Can States Require Social Media Companies to Give Equal Time?

By Steven Ellison, Esq. on June 02, 2022

In the wake of the January 6, 2021, riot at the U.S. Capitol, Twitter permanently banned Donald Trump from its platform. Other social media companies, including Facebook and YouTube, quickly followed suit.

Perceiving a coordinated campaign to censor conservatives, two states — Florida and Texas — passed laws restricting the power of social media platforms to moderate content and, in Florida's case, deplatform political candidates who violate their terms of service.

Trade organizations representing the companies filed lawsuits that challenged those laws as violating free speech under the First Amendment. These cases raise two critical questions about the role of social media companies in our country. First, is what social media companies do when they regulate content protected by the First Amendment? And if it is, can a state nonetheless require social media companies to allow people and viewpoints they disagree with on their platforms?

Judges don't seem so sure about the answers.


Let's start with the Florida case. In May 2021, Gov. Ron DeSantis signed into law the Stop Social Media Censorship Act. That statute fined social media companies $250,000 for each day a political candidate for a statewide office was deplatformed and generally barred "shadow-banning" (hiding or suppressing) content that was "by or about" a political candidate.

When it got the case, a federal district court put the law on hold pending further consideration. It determined that social media companies are just like every other media company in the United States, entitling them to the First Amendment right to make editorial decisions about what and who to allow on their platforms. The companies were within their rights to ban people and viewpoints they disagreed with.

Although the 11th U.S. Circuit Court of Appeals disagreed about the legality of certain disclosure and user-access requirements, it agreed with the district court that Florida could not punish a social media company for moderating content or for banning people for terms of service violations.


Now let's turn to Texas. Texas' law is a little different. Texas didn't require social media companies to platform all political candidates. Instead, it prohibited those companies more generally from discriminating against content they disagreed with. When the trade associations sued Texas, a federal district court there put the law on hold.

The Fifth U.S. Circuit Court of Appeals put that hold on hold (we know, it gets a little confusing). We aren't really sure why. The court didn't explain its reasons. In a footnote, the court observed that the judges on the three-judge panel were not unanimous, so we know that they disagreed with each other.

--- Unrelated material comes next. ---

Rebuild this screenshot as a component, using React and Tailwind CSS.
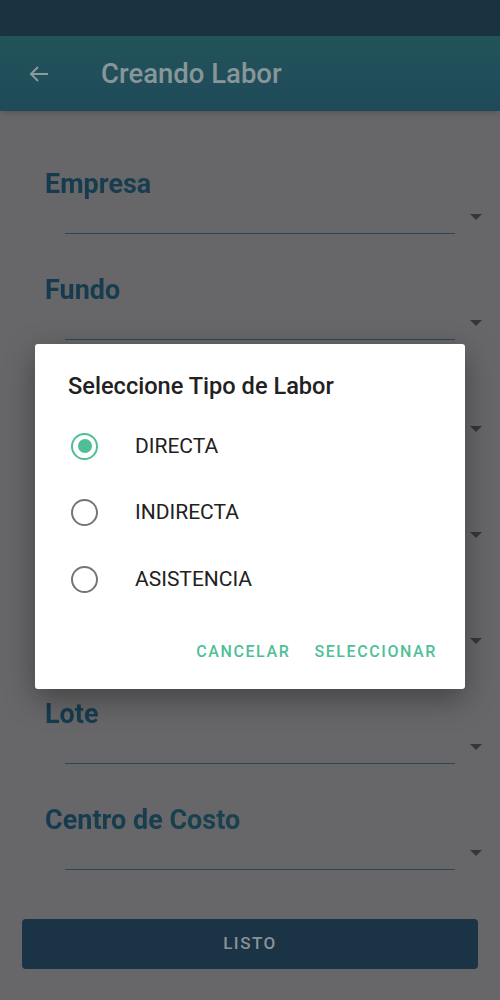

The Supreme Court Steps In

Where did that get us? Two states have tried to regulate the content-moderation policies of social media companies. And courts reached different conclusions about whether states have that power.

But not so fast.

The Supreme Court was asked to throw out — stay with us now — the hold on the Texas hold. The court split 5-4 and left the original hold in place, meaning that Texas cannot enforce its law.

The makeup of the split may be surprising. The five justices who voted against taking the case included Chief Justice Roberts and Associate Justices Steven Breyer, Sonya Sotomayor, Brett Kavanaugh, and Amy Coney Barrett — two liberals and three conservatives. The four justices who would have taken the case were Associate Justices Clarence Thomas, Samuel Alito, Elena Kagan, and Neil Gorsuch — three conservatives and one liberal.

Alito, Gorsuch, and Thomas explained why they would have taken the case. Alito wrote that the case presented novel questions about social media companies and their business models that would inevitably require Supreme Court involvement. So rather than avoid the issue for the time being, these justices would have addressed it without delay.

Stay Tuned!

Where does that leave us? For now, the holds on both the Florida and Texas laws are in place. That means that at least for now, while the cases continue to work their way through the courts, social media companies can moderate content on their platforms. We will let you know if that changes. This judicial tennis match is far from over.